JUNE 27 — Earlier this month, Vice magazine asked: Has Singapore learned to treat its migrant workers better.
A pertinent question considering it was a year ago that the conditions of some of these workers’ dorms came to light.
Laws restricting the movement of foreign workers were passed over a year ago as a response to Covid-19 but there has been little easing of their movement even though cases among residents of these dorms have been near zero for months.
Their movements and we are talking about over 300,000 people here depend on the whims of their employers who could be basically just about anyone — except another migrant worker.
So, an enormous amount of power has been given to one class of person over another.
Singapore proudly declares itself a developed country with a sky high per-capita GDP. But if one looks at the world’s other financial capitals there simply aren’t hundreds of thousands of people living as interned labour at the mercy of their employers.
Now I’m not saying the policies one finds in global cities like New York or London are at all perfect — these places have severe issues with migration and inequality but this sort of open discrimination within the city itself is really not seen in other developed nations.
Singapore is now a mature financial centre, and, in many respects, we are a leading global city not a regional star playing catch-up but a real global powerhouse.
But fundamentally you judge a society by how it treats its weakest members; these workers are members of our society, and we are not treating them well and this reflects on all of us.
Logically, the situation we have put these workers in makes no sense. Workers need permission from their employers to leave their dorms but often it is from their employers that they receive abuse and unfair treatment.

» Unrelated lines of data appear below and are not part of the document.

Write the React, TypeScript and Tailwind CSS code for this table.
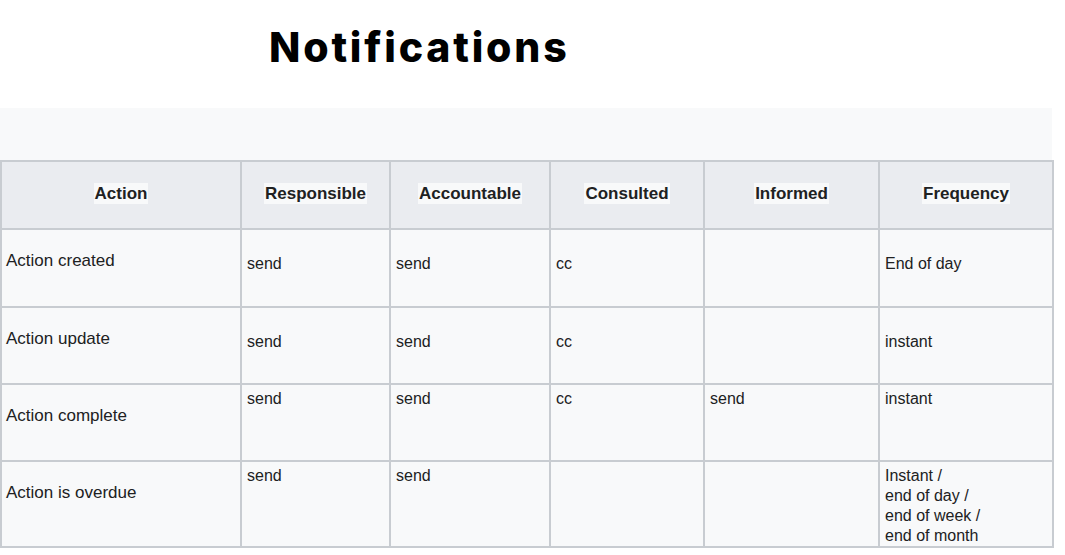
import React from "react";

const headers = ["Action", "Responsible", "Accountable", "Consulted", "Informed", "Frequency"];
const widths = ["w-[240px]", "w-[149px]", "w-[160px]", "w-[154px]", "w-[175px]", "w-[174px]"];

type Row = { h: string; first: string; firstPt: string; pt: string; cells: (string | string[])[] };

const rows: Row[] = [
  { h: "h-[78px]", first: "Action created", firstPt: "pt-[21px]", pt: "pt-[24px]", cells: ["send", "send", "cc", "", "End of day"] },
  { h: "h-[77px]", first: "Action update", firstPt: "pt-[21px]", pt: "pt-[24px]", cells: ["send", "send", "cc", "", "instant"] },
  { h: "h-[77px]", first: "Action complete", firstPt: "pt-[21px]", pt: "pt-[4px]", cells: ["send", "send", "cc", "send", "instant"] },
  {
    h: "h-[86px]",
    first: "Action is overdue",
    firstPt: "pt-[21px]",
    pt: "pt-[4px]",
    cells: ["send", "send", "", "", ["Instant /", "end of day /", "end of week /", "end of month"]],
  },
];

export default function App() {
  return (
    <div className="w-[1065px] h-[555px] bg-white overflow-hidden text-[#202122]" style={{ fontFamily: '"Liberation Sans", Arial, sans-serif' }}>
      <div className="h-[108px] pl-[269px] pt-[19px]">
        <h1
          className="text-[41px] leading-[56px] font-extrabold text-black tracking-[2.8px]"
          style={{ fontFamily: 'Inter, "Noto Sans", sans-serif' }}
        >
          Notifications
        </h1>
      </div>
      <div className="w-[1052px] bg-[#f8f9fa]">
        <div className="h-[52px]" />
        <table className="border-collapse table-fixed w-[1052px]">
          <thead>
            <tr className="h-[68px] bg-[#eaecf0]">
              {headers.map((h, i) => (
                <th key={h} className={`${widths[i]} border-2 border-[#c8ccd1] text-center align-middle p-0 pb-[2px] text-[17px] font-bold`}>
                  <span className="bg-[#f8f9fa] px-[1px] py-[1px]">{h}</span>
                </th>
              ))}
            </tr>
          </thead>
          <tbody>
            {rows.map((r) => (
              <tr key={r.first} className={r.h}>
                <td className={`border-2 border-[#c8ccd1] align-top pl-[4px] ${r.firstPt} text-[17px] leading-[20px]`}>{r.first}</td>
                {r.cells.map((c, i) => (
                  <td key={i} className={`border-2 border-[#c8ccd1] align-top pl-[5px] ${r.pt} text-[16px] leading-[20px]`}>
                    {Array.isArray(c) ? c.map((l) => <div key={l}>{l}</div>) : c}
                  </td>
                ))}
              </tr>
            ))}
          </tbody>
        </table>
      </div>
    </div>
  );
}
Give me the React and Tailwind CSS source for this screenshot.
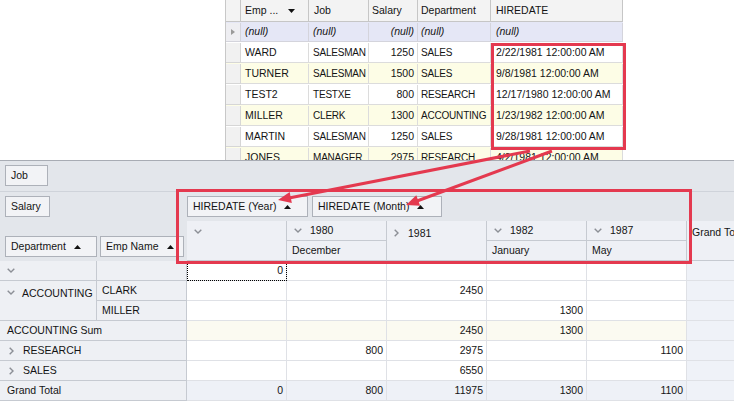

If they face abuse, how can these people be expected to make a complaint against their employer to an outside authority when they need their employer’s permission to leave their building?
It’s an absurd situation with a clear conflict of interest and our capable policy makers are certainly quite aware. So, the question is why does this situation persist? Is this just an economic calculation?
I would imagine there is considerable benefit to be gained from having a well-controlled low wage workforce, but I think the blame lies not only with our policy makers — the blame lies with us.
The word “privilege” has become a popular word in most social justice discussions — this is one the clearest examples of this privilege.
We are fortunate — by the random luck of birth — to be born in a wealthy country and have access to all the luxuries and freedoms it affords us.
We need to use this privilege to pull others up. And if simply being there for a fellow human being sounds too much like emotional claptrap — then I will make the argument that we are all poorer for it.
It is in our interest to insist our society recognises inequality and makes it right. It is in all of our interest to demand every person on our island have access to justice and basic freedoms.
If we normalise treating an entire other class of people in our own city so differently simply on the basis of their work permit status — which is simply a marker of their class — then what is to stop us from treating other races differently based on other perceived differences?
Ultimately, acts of cruelty are never truly isolated or insulated. I believe our treatment of these workers makes us more callous as a nation — it rots our soul.
*This is the personal opinion of the columnist.